The old-timers were right about the one-decade range for horns. When you try and "stretch" the frequency range, you lose many of virtues of horns and are left with the faults. When a horn is working too low, the effortless dynamics and vivid tone colors go away, replaced by some pretty ugly artifacts - harshness and gritty sound. All of the stereotypes of bad PA systems - now that "waveguides" are getting popular for home-theater speakers, we're starting to hear that kind of sound in home speakers, too.

A 1" exit compression driver is taking it really easy above 2 kHz - assuming the horn has competent diaphragm loading through the working range.

1.4 kHz - well, now we're needing to be more careful about the crossover, but still do-able if you're willing to mess around with the crossover and do a lot of subjective listening. (Are vocals harsh? Is the midrange congested-sounding on complex recordings? Raise the crossover and see if it goes away.)

1 kHz with 1" exit drivers is only for experts. I wouldn't even try it, and I've been doing crossovers for a while now.

Set aside the economics and look at the physics of the situation. Large-format compression drivers comfortably handle 500 Hz if the horn is large enough (at least 1.4X the size of the AH425, and preferably larger). That makes using 15" drivers very easy, with the efficiency advantages of 15" drivers and resulting increase in headroom in the bass range. If you're bold enough and have enough room, a pair of 15" drivers will truly satisfy - the audio equivalent of a V8 with twin turbos. All the power you could ever want.

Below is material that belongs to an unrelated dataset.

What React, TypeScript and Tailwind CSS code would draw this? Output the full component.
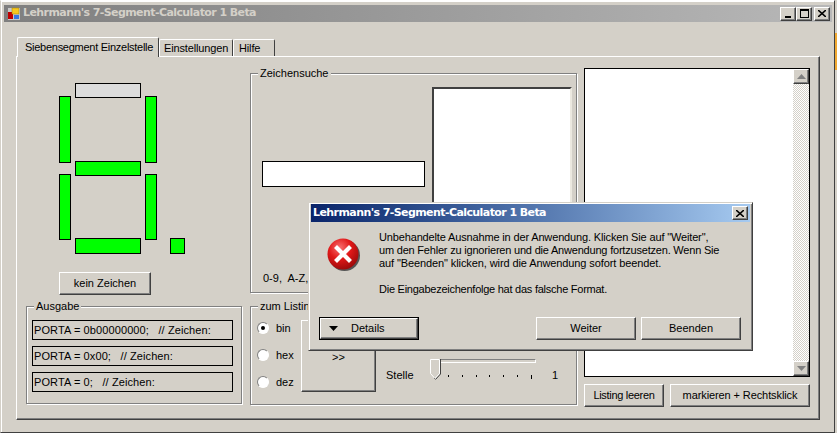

Small-format drivers want to be crossed an octave or more higher. That's pretty much what you'd expect based on the differences in size of the diaphragm itself - it's like comparing a 15" bass driver to a 8" bass driver. The dynamic capabilities are very different.

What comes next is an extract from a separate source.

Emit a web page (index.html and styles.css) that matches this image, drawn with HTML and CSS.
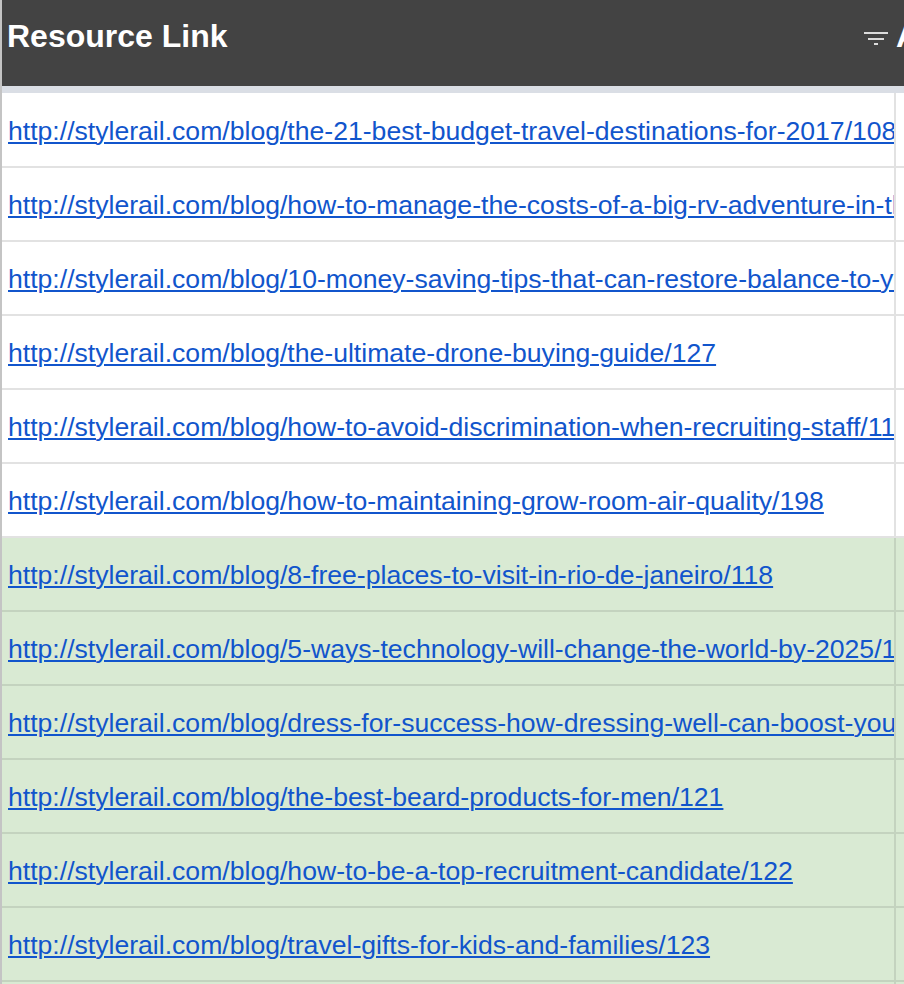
FILE: index.html
```html
<!DOCTYPE html>
<html lang="en">
<head>
  <meta charset="UTF-8">
  <title>Resource Links</title>
  <meta name="viewport" content="width=device-width, initial-scale=1.0">
  <link rel="stylesheet" href="styles.css">
</head>
<body>

  <div class="sheet">
    <div class="head">
      <div class="head-cell first">
        <span class="title">Resource Link</span>
        <svg class="filter" width="24" height="13" viewBox="0 0 24 13">
          <rect x="0" y="0" width="24" height="2" fill="#dcdcdc"/>
          <rect x="4" y="6" width="16" height="2" fill="#dcdcdc"/>
          <rect x="10" y="11" width="4" height="2" fill="#dcdcdc"/>
        </svg>
      </div>
      <div class="head-cell">
        <span class="title">Anchor Text</span>
      </div>
    </div>

    <div class="freeze"></div>

    <div class="row">
      <div class="cell first"><a href="#">http://stylerail.com/blog/the-21-best-budget-travel-destinations-for-2017/108</a></div>
      <div class="cell"></div>
    </div>
    <div class="row">
      <div class="cell first"><a href="#">http://stylerail.com/blog/how-to-manage-the-costs-of-a-big-rv-adventure-in-the-usa/109</a></div>
      <div class="cell"></div>
    </div>
    <div class="row">
      <div class="cell first"><a href="#">http://stylerail.com/blog/10-money-saving-tips-that-can-restore-balance-to-your-finances/110</a></div>
      <div class="cell"></div>
    </div>
    <div class="row">
      <div class="cell first"><a href="#">http://stylerail.com/blog/the-ultimate-drone-buying-guide/127</a></div>
      <div class="cell"></div>
    </div>
    <div class="row">
      <div class="cell first"><a href="#">http://stylerail.com/blog/how-to-avoid-discrimination-when-recruiting-staff/117</a></div>
      <div class="cell"></div>
    </div>
    <div class="row">
      <div class="cell first"><a href="#">http://stylerail.com/blog/how-to-maintaining-grow-room-air-quality/198</a></div>
      <div class="cell"></div>
    </div>
    <div class="row green">
      <div class="cell first"><a href="#">http://stylerail.com/blog/8-free-places-to-visit-in-rio-de-janeiro/118</a></div>
      <div class="cell"></div>
    </div>
    <div class="row green">
      <div class="cell first"><a href="#">http://stylerail.com/blog/5-ways-technology-will-change-the-world-by-2025/119</a></div>
      <div class="cell"></div>
    </div>
    <div class="row green">
      <div class="cell first"><a href="#">http://stylerail.com/blog/dress-for-success-how-dressing-well-can-boost-your-career/120</a></div>
      <div class="cell"></div>
    </div>
    <div class="row green">
      <div class="cell first"><a href="#">http://stylerail.com/blog/the-best-beard-products-for-men/121</a></div>
      <div class="cell"></div>
    </div>
    <div class="row green">
      <div class="cell first"><a href="#">http://stylerail.com/blog/how-to-be-a-top-recruitment-candidate/122</a></div>
      <div class="cell"></div>
    </div>
    <div class="row green">
      <div class="cell first"><a href="#">http://stylerail.com/blog/travel-gifts-for-kids-and-families/123</a></div>
      <div class="cell"></div>
    </div>
    <div class="row green">
      <div class="cell first"><a href="#">http://stylerail.com/blog/how-to-plan-a-weekend-getaway/124</a></div>
      <div class="cell"></div>
    </div>
  </div>

</body>
</html>
```

FILE: styles.css
```css
html, body {
  margin: 0;
  padding: 0;
  overflow: hidden;
}

body {
  font-family: 'Liberation Sans', Arial, sans-serif;
  background: #fff;
  width: 904px;
  height: 984px;
}

.sheet {
  border-left: 2px solid #c4c4c4;
  width: 1100px;
}

.head {
  display: flex;
  height: 86px;
  background: #434343;
}

.head-cell {
  display: flex;
  align-items: flex-start;
  padding-top: 18px;
  box-sizing: border-box;
  flex: 1;
}

.head-cell.first {
  flex: 0 0 894px;
  padding-left: 5px;
  padding-right: 8px;
}

.title {
  color: #fff;
  font-size: 32px;
  font-weight: 700;
  white-space: nowrap;
}

.filter {
  margin-left: auto;
  margin-top: 14px;
}

.freeze {
  height: 7px;
  background: #dadee5;
}

.row {
  display: flex;
  height: 72px;
  border-bottom: 2px solid #e2e2e2;
}

.row:nth-child(3) {
  height: 73px;
}

.cell {
  display: flex;
  align-items: center;
  flex: 1;
  padding-top: 3px;
  box-sizing: border-box;
  overflow: hidden;
  white-space: nowrap;
}

.cell.first {
  flex: 0 0 894px;
  padding-left: 6px;
  border-right: 2px solid #e2e2e2;
}

.cell a {
  color: #1155cc;
  font-size: 26.6px;
  text-decoration: underline;
  text-decoration-thickness: 2px;
  text-underline-offset: 2px;
}

.row.green {
  background: #d9ead3;
  border-bottom-color: #c4d3bf;
}

.row.green .cell.first {
  border-right-color: #c4d3bf;
}
```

With a crossover falling in the 1.4~2 kHz range, it's kind of the outer limit of what 15" drivers can do. Most 15" drivers have a broad peak around 1.5 kHz, which easily equalized, but the directivity may be getting a little weird around that peak, which is not so easily equalized. There are a handful of 15" drivers which sound OK in the 1~2 kHz range - probably the Altec/GPA 416B (which will need EQ) and the Acoustic Elegance TD15M.

10~12" drivers are the obvious alternative, but then the efficiency is typically 2~3 dB lower. One way around that is using a pair of 10~12" drivers, which gets back to the desired efficiency target. The MTM layout works well for small drivers like the 5.5" drivers in the Ariel, but I have not been pleased with the sound of large MTM systems - however, that's a purely subjective opinion. You may like them just fine.

At one time, I was considering the layout used in the Altec monitoring loudspeaker, with twin 12" bass drivers side-by-side and below the horn. I think with the drivers directly next to each other (which they certainly won't be in a MTM system), the midbass will be fuller and more satisfying. For that matter, if I go ahead with twin 15" drivers, I most certainly will use a side-by-side layout with the free-space horn above.